Grouchy start to the day (nothing new, really)

I am not a morning person, never have been and never will be. I really hate that I am not a morning person. The rest of the world wakes up happy and rested in the morning. They have their coffee or juice, shower and get on with the happy day. I HATE getting out of bed in the morning. I am always sleeping best around the time the alarm goes off. Then I feel groggy, like I'm drugged, for hours. I don't know why, but I can't ever remember waking up and feeling good-ever. Then when things don't go the way they should or someone makes a comment or reacts in a slightly bitchy way to my lack of happiness about being awake, I lose my shit. I really do. I get angry. Why? who  knows. I think part of it is that if my husband has known me for more than 12 years, he should know not to give me any shit in the morning. If he is nice, I am nice. If he starts in with the crap about my attitude or the look on my face or the fact that the sun isn't shining out of my butt... well, let's just say he should KNOW ME by now. Right?

I didn't intend for this to be about that. I just wanted to establish that I am not a morning person. But the truth is, I am not a waking up person. I could get up at 11:00am (instead of 5:50am), and still have my day ruined by the wrong attitude by a person in the room. Honestly, I can't ask a question without getting the attitude first thing. So almost every day of my life, if another adult (or a whiney child) is involved, I have a less than stellar morning. My kids, on the other hand, are morning people. Like super duper, happy, acitve morning people on steriods. So, I try to be "happy" for their sake. As long as it's me and them, I generally do okay. However, my 6 year old tends to get grumpier the longer he is awake. Sometimes, it gets me. Today, he did fine. Today, my husband did fine. The twins, fine as well. it should have been a good morning.

The kids have been out of school since December 18th. They are in year-round school which means they have 3 to 4 week breaks scattered throughout the year. It's pretty awesome. The past 4.5 weeks have gone by quickly, believe it or not. I had a sense of dread about it before the fact, but it was fine. I had lots of help, so it was easier than usual. But, the time flew by and it was shocking. So today was the first day back for the kids. I was a little sad about it and happy at the same time. I enjoy time to myself. I enjoy seeing my twins happy as can be to go the school. School has been the best thing in the world for them. They happily get dressed ad ready for school every morning. They wait with lots of anticipation for their car service to pull in the driveway. The look out the windows, they talk about their jackets and shoes and seeing the white car. My oldest takes the bus to school (he's in kindergarten), so one of us takes him to the bus stop and the other waits behind for the twin's transportation. So the excitement was thick this morning for school. The twins actually seemed to understand today was a school day. They seemed to fall right back into their routine like clockwork. It was all going so well.

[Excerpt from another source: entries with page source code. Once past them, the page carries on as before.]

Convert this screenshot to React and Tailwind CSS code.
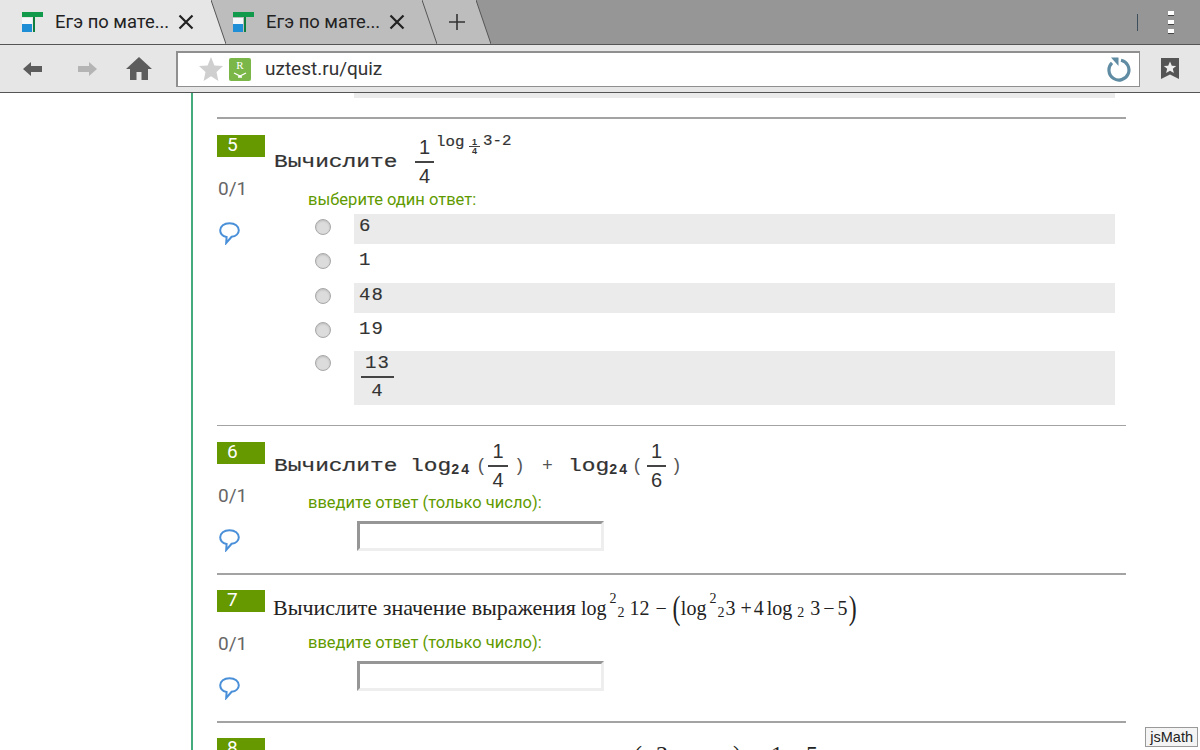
const ANSWERS = ['6', '1', '48', '19'];

function Favicon() {
  return (
    <svg width="22" height="22" viewBox="0 0 22 22" className="shrink-0">
      <rect x="0" y="1" width="21" height="5" fill="#129a4c" />
      <rect x="11" y="6" width="2" height="15" fill="#0f7f40" />
      <rect x="0" y="7" width="10" height="6" fill="#f4f8fb" />
      <rect x="0" y="13" width="10" height="8" fill="#1e8fd6" />
    </svg>
  );
}

function CloseIcon() {
  return (
    <svg width="16" height="16" viewBox="0 0 16 16" className="shrink-0">
      <path d="M1.5 1.5 14.5 14.5M14.5 1.5 1.5 14.5" stroke="#222" strokeWidth="2.2" fill="none" />
    </svg>
  );
}

function Slant({ fill, back }) {
  return (
    <svg width="15" height="44" viewBox="0 0 15 44" className="shrink-0 block">
      <rect width="15" height="44" fill={back} />
      <path d="M0 0 15 44H0Z" fill={fill} />
      <path d="M0 0 15 44" stroke="#555" strokeWidth="1" fill="none" />
    </svg>
  );
}

function Tab({ active }) {
  return (
    <div className={`flex h-[44px] items-center ${active ? 'w-[211px] bg-[#e6e6e6] pl-[22px]' : 'w-[196px] bg-[#bdbdbd] pl-[7px]'}`}>
      <Favicon />
      <span className="ml-[11px] w-[123px] whitespace-nowrap text-[18.4px] text-[#222]">Егэ по мате...</span>
      <CloseIcon />
    </div>
  );
}

function Toolbar() {
  return (
    <div className="flex h-[49px] items-center border-y border-y-[#555] bg-[#e6e6e6]">
      <svg width="20" height="14" viewBox="0 0 20 14" className="ml-[23px]">
        <path d="M0 7 8 0V4H19V10H8V14Z" fill="#5c5c5c" />
      </svg>
      <svg width="20" height="14" viewBox="0 0 20 14" className="ml-[35px]">
        <path d="M19 7 11 0V4H0V10H11V14Z" fill="#b4b4b4" />
      </svg>
      <svg width="26" height="24" viewBox="0 0 26 24" className="ml-[28px]">
        <path d="M13 0 26 12H22V23H15.5V15H10.5V23H4V12H0Z" fill="#5c5c5c" />
      </svg>
      <div className="ml-[24px] flex h-[36px] w-[964px] items-center border-2 border-[#8f8f8f] border-r border-b bg-white">
        <svg width="24" height="24" viewBox="0 0 24 24" className="ml-[21px]">
          <path d="M12 0 15.4 8.4 24 9.1 17.5 14.9 19.4 24 12 19.2 4.6 24 6.5 14.9 0 9.1 8.6 8.4Z" fill="#cfcfcf" />
        </svg>
        <div className="ml-[6px] flex h-[23px] w-[22px] flex-col items-center rounded-[2px] bg-[#7ab648] text-white">
          <span className="text-[11px] leading-[14px] [font-family:'Liberation_Serif',serif]">R</span>
          <svg width="14" height="6" viewBox="0 0 14 6">
            <path d="M1 1 7 4 13 1M5 5H9" stroke="#fff" strokeWidth="1.3" fill="none" />
          </svg>
        </div>
        <span className="ml-[14px] text-[19px] text-[#333]">uztest.ru/quiz</span>
        <svg width="24" height="25" viewBox="0 0 24 25" className="ml-auto mr-[8px]">
          <path d="M5 5.8A10 10 0 1 0 14 3.2" stroke="#5f8ca3" strokeWidth="3.2" fill="none" />
          <path d="M4 0.5H11.5V9Z" fill="#5f8ca3" />
        </svg>
      </div>
      <svg width="18" height="22" viewBox="0 0 18 22" className="ml-[21px]">
        <path d="M0 0H18V21L9 16.5 0 21Z" fill="#555" />
        <path d="M9 3.5 10.8 7.7 15.2 8 11.8 10.8 12.9 15 9 12.7 5.1 15 6.2 10.8 2.8 8 7.2 7.7Z" fill="#eee" />
      </svg>
    </div>
  );
}

function Comment() {
  return (
    <svg width="21" height="23" viewBox="0 0 21 23" className="ml-[2px] mt-[22px]">
      <path
        d="M10.5 1.2C5 1.2 1.2 4.2 1.2 8.3c0 3.4 2.6 6 6.4 6.7l-.4 6 5.4-6.2c4.4-.5 7.2-3.2 7.2-6.5 0-4.1-3.8-7.1-9.3-7.1Z"
        stroke="#4a90d9"
        strokeWidth="2"
        fill="none"
      />
    </svg>
  );
}

function Badge({ n }) {
  return <div className="h-[22px] w-[48px] bg-[#669900] pl-[10px] text-[19px] leading-[20px] text-white">{n}</div>;
}

function Side({ n }) {
  return (
    <div className="w-[57px] shrink-0">
      <Badge n={n} />
      <div className="ml-px mt-[21px] text-[19px] leading-[22px] text-[#666]">0/1</div>
      <Comment />
    </div>
  );
}

// stretched mono text, the formula pictures in the page are wider than the font
function Wide({ children, width }) {
  return (
    <span className={`inline-block shrink-0 origin-left scale-x-[1.27] whitespace-nowrap text-[18px] leading-[20px] text-[#333] [font-family:'Liberation_Mono',monospace] [-webkit-text-stroke:0.2px_#333] ${width}`}>
      {children}
    </span>
  );
}

function Frac({ top, bottom, width }) {
  return (
    <span className={`inline-flex shrink-0 flex-col items-center text-[#333] ${width}`}>
      <span className="text-[20px] leading-[27px] [font-family:'Liberation_Sans',sans-serif]">{top}</span>
      <span className="h-[2px] w-full bg-[#444]" />
      <span className="text-[20px] leading-[27px] [font-family:'Liberation_Sans',sans-serif]">{bottom}</span>
    </span>
  );
}

function Label({ children, className }) {
  return <div className={`ml-[34px] text-[16.5px] leading-[22px] text-[#5f9a00] ${className}`}>{children}</div>;
}

function NumberInput({ className }) {
  return (
    <div className={`ml-[83px] h-[30px] w-[247px] border-[3px] border-t-[#969696] border-r-[#eeeeee] border-b-[#eeeeee] border-l-[#969696] bg-white ${className}`} />
  );
}

function Radio() {
  return <div className="h-4 w-4 shrink-0 rounded-full border border-[#a8a8a8] bg-[#dcdcdc] shadow-[inset_0_1px_2px_#bbb]" />;
}

function AnswerRow({ text, shaded }) {
  return (
    <div className="ml-[41px] flex h-[30px] items-start">
      <div className="mt-[5px]"><Radio /></div>
      <div className={`ml-[23px] h-[30px] w-[761px] pl-[5px] text-[19px] leading-[24px] tracking-[1.2px] text-[#333] [font-family:'Liberation_Mono',monospace] [-webkit-text-stroke:0.15px_#333] ${shaded ? 'bg-[#ebebeb]' : ''}`}>
        {text}
      </div>
    </div>
  );
}

function Question5() {
  return (
    <div className="flex h-[308px] border-t-2 border-t-[#a3a3a3] pt-[16px]">
      <Side n="5" />
      <div className="flex-1">
        <div className="flex h-[54px] items-center">
          <Wide width="w-[122px]">Вычислите</Wide>
          <span className="ml-[19px]"><Frac top="1" bottom="4" width="w-[19px]" /></span>
          <div className="ml-[4px] flex items-start self-start pt-[1px]">
            <Wide width="-ml-[2px] w-[32px] mt-[-3px] !scale-x-[1.05] !text-[15px]">log</Wide>
            <span className="ml-[1px] mt-[2px] flex w-[11px] flex-col items-center text-[9px] font-bold leading-[8px] text-[#333] [font-family:'Liberation_Sans',sans-serif]">
              <span>1</span>
              <span className="h-px w-full bg-[#444]" />
              <span>4</span>
            </span>
            <Wide width="ml-[3px] w-[27px] mt-[-4px] !scale-x-[1.05] !text-[15px]">3-2</Wide>
          </div>
        </div>
        <Label>выберите один ответ:</Label>
        <div className="mt-[3px] flex flex-col gap-[4.3px]">
          {ANSWERS.map((a, i) => (
            <AnswerRow key={a} text={a} shaded={i % 2 === 0} />
          ))}
          <div className="ml-[41px] flex items-start">
            <div className="mt-[4px]"><Radio /></div>
            <div className="ml-[23px] flex h-[54px] w-[761px] bg-[#ebebeb] pl-[7px]">
              <span className="flex h-full w-[33px] flex-col items-center text-[19px] tracking-[1.2px] text-[#333] [font-family:'Liberation_Mono',monospace] [-webkit-text-stroke:0.15px_#333]">
                <span className="leading-[25px]">13</span>
                <span className="h-[2px] w-full bg-[#444]" />
                <span className="leading-[27px]">4</span>
              </span>
            </div>
          </div>
        </div>
      </div>
    </div>
  );
}

function Log24() {
  return (
    <>
      <Wide width="w-[41px]">log</Wide>
      <span className="mb-[13px] w-[24px] self-end text-[14px] font-bold leading-[14px] tracking-[1.5px] text-[#333] [font-family:'Liberation_Mono',monospace]">24</span>
    </>
  );
}

function Paren({ children, className }) {
  return <span className={`text-[18px] text-[#555] [font-family:'Liberation_Mono',monospace] ${className}`}>{children}</span>;
}

function Question6() {
  return (
    <div className="flex h-[148px] border-t border-t-[#a3a3a3] pt-[16px]">
      <Side n="6" />
      <div className="flex-1">
        <div className="flex h-[48px] items-center">
          <Wide width="w-[122px]">Вычислите</Wide>
          <span className="ml-[14px] flex h-full items-center">
            <Log24 />
            <Paren className="ml-px w-[12px]">(</Paren>
            <Frac top="1" bottom="4" width="w-[20px]" />
            <Paren className="ml-[6px] w-[28px]">)</Paren>
            <Paren className="w-[26px]">+</Paren>
            <Log24 />
            <Paren className="-ml-[1px] w-[15px]">(</Paren>
            <Frac top="1" bottom="6" width="w-[19px]" />
            <Paren className="ml-[5px]">)</Paren>
          </span>
        </div>
        <Label className="mt-[2px]">введите ответ (только число):</Label>
        <NumberInput className="mt-[7px]" />
      </div>
    </div>
  );
}

function LogSquared() {
  return (
    <>
      <span>log</span>
      <span className="relative -top-[9px] ml-[3px] w-[8px] text-[14px]">2</span>
      <span className="relative top-[5px] w-[8px] text-[14px]">2</span>
    </>
  );
}

function Question7() {
  return (
    <div className="flex h-[148px] border-t-2 border-t-[#a3a3a3] pt-[15px]">
      <Side n="7" />
      <div className="flex-1">
        <div className="-ml-px flex h-[36px] items-center whitespace-nowrap text-[20px] leading-[24px] text-[#222] [font-family:'Liberation_Serif',serif]">
          <span className="w-[308px] text-[22px]">Вычислите значение выражения</span>
          <LogSquared />
          <span className="ml-[4px]">12</span>
          <span className="ml-[6px]">−</span>
          <span className="ml-[4px] w-[10px] scale-x-[0.7] text-[34px] leading-[32px]">(</span>
          <LogSquared />
          <span>3</span>
          <span className="ml-[5px]">+</span>
          <span className="ml-[2px]">4</span>
          <span className="ml-[3px]">log</span>
          <span className="relative top-[5px] ml-[5px] w-[8px] text-[14px]">2</span>
          <span className="ml-[5px]">3</span>
          <span className="ml-[3px]">−</span>
          <span className="ml-[3px]">5</span>
          <span className="-ml-[1px] scale-x-[0.7] text-[34px] leading-[32px]">)</span>
        </div>
        <Label className="mt-[6px]">введите ответ (только число):</Label>
        <NumberInput className="mt-[7px]" />
      </div>
    </div>
  );
}

function Question8() {
  return (
    <div className="flex border-t-2 border-t-[#a3a3a3] pt-[15px]">
      <Side n="8" />
      <div className="flex flex-1 pl-[360px] pt-[2px] text-[24px] leading-[28px] text-[#222] [font-family:'Liberation_Serif',serif]">
        <span className="w-[22px]">(</span>
        <span className="w-[77px]">2</span>
        <span className="w-[38px]">)</span>
        <span className="w-[35px]">1</span>
        <span>5</span>
      </div>
    </div>
  );
}

export default function App() {
  return (
    <div className="relative h-[750px] w-[1200px] overflow-hidden bg-white [font-family:Roboto,sans-serif]">
      <div className="flex h-[44px] items-center bg-[#969696]">
        <Tab active />
        <Slant fill="#e6e6e6" back="#bdbdbd" />
        <Tab />
        <Slant fill="#bdbdbd" back="#bdbdbd" />
        <div className="flex h-[44px] w-[39px] items-center justify-center bg-[#bdbdbd]">
          <svg width="16" height="16" viewBox="0 0 16 16">
            <path d="M8 0V16M0 8H16" stroke="#333" strokeWidth="1.6" fill="none" />
          </svg>
        </div>
        <Slant fill="#bdbdbd" back="#969696" />
        <div className="ml-auto mr-[30px] h-[17px] w-px bg-[#3d4f5c]" />
        <div className="mr-[26px] flex flex-col gap-[4px]">
          <span className="h-[5px] w-[6px] border-b border-b-[#444] bg-white" />
          <span className="h-[5px] w-[6px] border-b border-b-[#444] bg-white" />
          <span className="h-[5px] w-[6px] border-b border-b-[#444] bg-white" />
        </div>
      </div>
      <Toolbar />
      <div className="ml-[191px] h-[657px] w-[935px] border-l-2 border-l-[#45ab7d]">
        <div className="ml-[161px] h-[5px] w-[761px] bg-[#ebebeb]" />
        <div className="ml-[24px] mt-[19px]">
          <Question5 />
          <Question6 />
          <Question7 />
          <Question8 />
        </div>
      </div>
      <div className="absolute bottom-[3px] right-[2px] border border-[#999] bg-[#f4f4f4] px-[4px] text-[14.5px] leading-[18px] text-[#222] [font-family:'Liberation_Sans',sans-serif]">
        jsMath
      </div>
    </div>
  );
}
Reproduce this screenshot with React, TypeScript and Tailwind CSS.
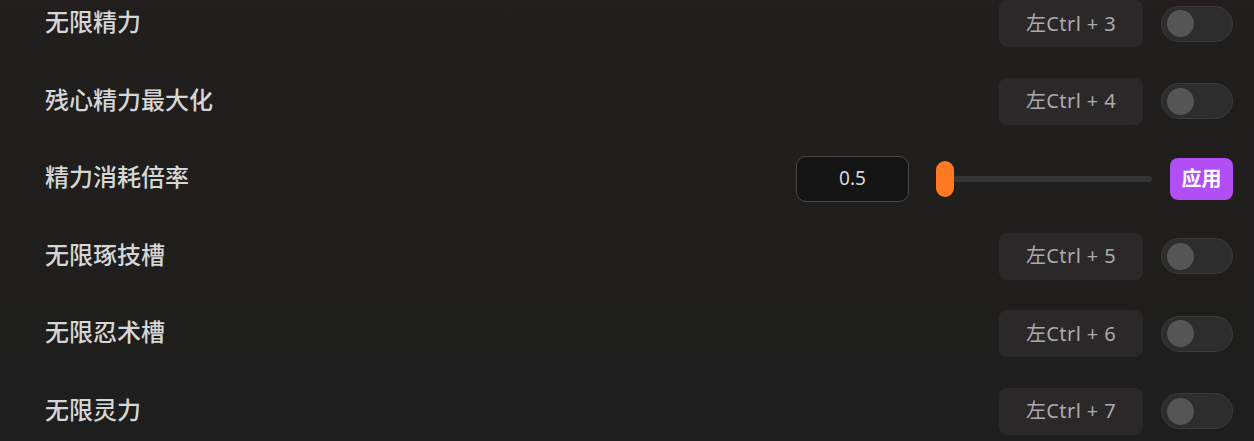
import React from "react";

const font = { fontFamily: '"Noto Sans", "Noto Sans CJK SC", sans-serif' };

function Toggle() {
  return (
    <div className="w-[72px] h-[36px] rounded-full bg-[#2d2d2d] border border-[#3a3a3a] flex items-center pl-[5px] shrink-0">
      <div className="w-[27px] h-[27px] rounded-full bg-[#555555]" />
    </div>
  );
}

function KeyRow({ label, k }: { label: string; k: string }) {
  return (
    <div className="h-[47px] flex items-center">
      <div className="flex-1 text-[24px] leading-none font-medium text-[#d6d6d6] -mt-[3px]">{label}</div>
      <div className="w-[144px] h-[47px] rounded-[8px] bg-[#2a2828] flex items-center justify-center text-[20px] tracking-[0.4px] text-[#ababab]">
        {k}
      </div>
      <div className="w-[18px]" />
      <Toggle />
    </div>
  );
}

function SliderRow() {
  return (
    <div className="h-[47px] flex items-center">
      <div className="flex-1 text-[24px] leading-none font-medium text-[#d6d6d6] -mt-[3px]">精力消耗倍率</div>
      <div className="w-[113px] h-[46px] rounded-[10px] bg-[#141414] border border-[#474747] flex items-center justify-center text-[19px] text-[#d8d8d8]">
        0.5
      </div>
      <div className="w-[27px]" />
      <div className="w-[216px] h-[36px] flex items-center relative">
        <div className="absolute left-[9px] right-0 h-[6px] rounded-full bg-[#343434]" />
        <div className="relative w-[18px] h-[36px] rounded-full bg-[#ff7a21]" />
      </div>
      <div className="w-[18px]" />
      <div className="w-[63px] h-[42px] rounded-[8px] bg-[#b24ef6] flex items-center justify-center text-[20px] font-bold text-white">
        应用
      </div>
    </div>
  );
}

export default function App() {
  return (
    <div
      className="w-[1254px] h-[441px] overflow-hidden bg-gradient-to-b from-[#211e1d] to-[#1e1e1e] pl-[45px] pr-[21px]"
      style={font}
    >
      <div className="flex flex-col gap-[30.6px]">
        <KeyRow label="无限精力" k="左Ctrl + 3" />
        <KeyRow label="残心精力最大化" k="左Ctrl + 4" />
        <SliderRow />
        <KeyRow label="无限琢技槽" k="左Ctrl + 5" />
        <KeyRow label="无限忍术槽" k="左Ctrl + 6" />
        <KeyRow label="无限灵力" k="左Ctrl + 7" />
      </div>
    </div>
  );
}
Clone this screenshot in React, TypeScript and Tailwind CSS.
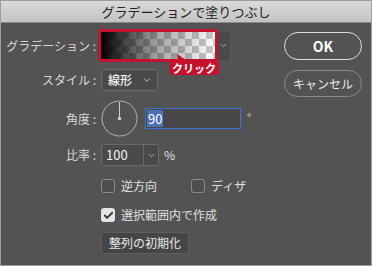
import { Check, ChevronDown } from 'lucide-react';

const font = { fontFamily: '"Noto Sans CJK JP", "Noto Sans", sans-serif' };

function Label({ text }: { text: string }) {
  return (
    <div className="w-[100px] shrink-0 pr-[5px] text-right text-[12px] text-[#d8d8d8]">
      {text}
    </div>
  );
}

function Checkbox({ checked, label }: { checked?: boolean; label: string }) {
  return (
    <div className="flex items-center gap-[6px] leading-[16px]">
      {checked ? (
        <div className="flex h-[14px] w-[14px] items-center justify-center rounded-[3px] bg-[#e4e4e4]">
          <Check size={11} strokeWidth={4} color="#333" />
        </div>
      ) : (
        <div className="h-[14px] w-[14px] rounded-[3px] border border-[#8c8c8c] bg-[#4e4e4e]" />
      )}
      <span className="text-[12px] text-[#e0e0e0]">{label}</span>
    </div>
  );
}

export default function App() {
  return (
    <div
      className="flex h-[266px] w-[372px] flex-col overflow-hidden border border-[#9c9c9c] bg-[#535353]"
      style={font}
    >
      {/* Title bar */}
      <div className="flex h-[22px] shrink-0 items-center justify-center border-b border-[#8a8a8a] bg-linear-to-b from-[#dadada] to-[#c3c3c3] text-[13px] text-[#222]">
        グラデーションで塗りつぶし
      </div>

      <div className="flex flex-1">
        {/* Form */}
        <div className="flex flex-1 flex-col pt-[6px]">
          {/* Gradient */}
          <div className="flex items-center">
            <Label text="グラデーション :" />
            <div className="relative -ml-[3px] flex items-center">
              <div className="h-[33px] w-[120px] rounded-[3px] border-[3px] border-[#c4122f] bg-[repeating-conic-gradient(#c9c9c9_0_25%,#ffffff_0_50%)] bg-[length:14px_14px]">
                <div className="h-full w-full bg-linear-to-r from-black via-[rgba(0,0,0,0.35)] to-transparent" />
              </div>
              <div className="flex h-[28px] w-[11px] items-center justify-center rounded-r-[2px] border border-l-0 border-[#444] bg-[#4a4a4a]">
                <ChevronDown size={9} color="#cfcfcf" strokeWidth={2} />
              </div>
              {/* Callout */}
              <div className="absolute left-[71px] top-[32px] flex h-[14px] w-[50px] items-center justify-center rounded-[4px] bg-[#c4122f] text-[11px] font-bold leading-none text-white">
                クリック
              </div>
              <svg className="absolute left-[78px] top-[25px]" width="14" height="10" viewBox="0 0 14 10">
                <path d="M1 0 L13 8 L3 10 Z" fill="#c4122f" />
              </svg>
            </div>
          </div>

          {/* Style */}
          <div className="mt-[7px] flex items-center">
            <Label text="スタイル :" />
            <div className="flex h-[22px] w-[57px] items-center justify-between rounded-[3px] border border-[#6a6a6a] bg-[#4a4a4a] pl-[6px] pr-[5px]">
              <span className="text-[12px] font-medium text-[#f4f4f4]">線形</span>
              <ChevronDown size={10} color="#d0d0d0" strokeWidth={2} />
            </div>
          </div>

          {/* Angle */}
          <div className="mt-[9px] flex items-center">
            <Label text="角度 :" />
            <svg width="37" height="37" viewBox="0 0 37 37">
              <circle cx="18.5" cy="18.5" r="17.5" fill="none" stroke="#b0b0b0" strokeWidth="1" />
              <line x1="18.5" y1="18.5" x2="18.5" y2="2" stroke="#d0d0d0" strokeWidth="1" />
              <circle cx="18.5" cy="18.5" r="1.8" fill="#d0d0d0" />
            </svg>
            <div className="ml-[7px] flex h-[21px] w-[96px] items-center border border-[#3f6fdc] bg-[#474747] pl-[1px]">
              <span className="bg-[#4d6fb3] px-[1px] text-[13px] leading-[17px] text-white">90</span>
            </div>
            <span className="ml-[6px] -mt-[2px] text-[11px] text-[#e0e0e0]">°</span>
          </div>

          {/* Ratio */}
          <div className="mt-[7px] flex items-center">
            <Label text="比率 :" />
            <div className="flex h-[22px] w-[58px] items-center rounded-[3px] border border-[#6a6a6a] bg-[#4a4a4a]">
              <span className="flex-1 pl-[4px] text-[13px] text-[#f0f0f0]">100</span>
              <div className="flex h-full w-[15px] items-center justify-center border-l border-[#6a6a6a]">
                <ChevronDown size={9} color="#d0d0d0" strokeWidth={2} />
              </div>
            </div>
            <span className="ml-[5px] text-[12px] text-[#e0e0e0]">%</span>
          </div>

          {/* Checkboxes */}
          <div className="mt-[12px] flex items-center pl-[100px]">
            <div className="w-[90px]">
              <Checkbox label="逆方向" />
            </div>
            <Checkbox label="ディザ" />
          </div>
          <div className="mt-[13px] flex items-center pl-[100px]">
            <Checkbox checked label="選択範囲内で作成" />
          </div>

          {/* Reset */}
          <div className="mt-[9px] pl-[100px]">
            <div className="flex h-[22px] w-[88px] items-center justify-center rounded-[3px] border border-[#5e5e5e] bg-[#454545] text-[12px] text-[#e8e8e8]">
              整列の初期化
            </div>
          </div>
        </div>

        {/* Buttons */}
        <div className="flex flex-col gap-[10px] pr-[9px] pt-[9px]">
          <div className="flex h-[28px] w-[78px] items-center justify-center rounded-full border-[1.5px] border-[#dedede] text-[14px] font-semibold text-white">
            OK
          </div>
          <div className="flex h-[27px] w-[78px] items-center justify-center rounded-full border border-[#8a8a8a] text-[12px] text-[#e8e8e8]">
            キャンセル
          </div>
        </div>
      </div>
    </div>
  );
}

Well, I had help with the boys today because my husband had to go out of town by 6:30am. So, Amanda stayed behind with N and J while I went to take A to the Bus. The bus came early- yipee! So, I'm back home early. However, N and J are still home. Their ride usually comes between 7:10 and 7:20 at the latest. Well 7:25 comes, no car. 7:30...7:45... I'm calling, texting the driver, texting the teacher, calling the car company...7:55 still no ride. WTF? This happened once before when there was a substitute driver, but I could reach the car company to tell them I was going to drive them myself since it was 8:15 and school started at 8:00. Today, no one answered. So here I am again driving them to school. They didn't get to school until nearly 8:30. That's not right. I don't mind one little bit taking them to school. I do mind when people are late. I especially mind when no one even attempts to contact me to tell me they are late, or they forgot, or whatever their excuse of the day is. If this was a first time occurrance, I would still be grouchy, but I would get over it quickly and understand that things happen. Today crossed the line (yep, that's 2 chances with me). I had 2 very upset boys (who happen to have autism, which does matter in this case), crying at the windows and throwing themselves on the floor, whining, etc. I'm not good with incompetence and that is how I feel about the car service at this point. I'm writing about it now so I can try and get over it. I'm giving my grouchy to the cyber universe. I don't want it. If I can give it to you for a while, maybe I won't verbally mutilate the car service owner when he calls me in a bit.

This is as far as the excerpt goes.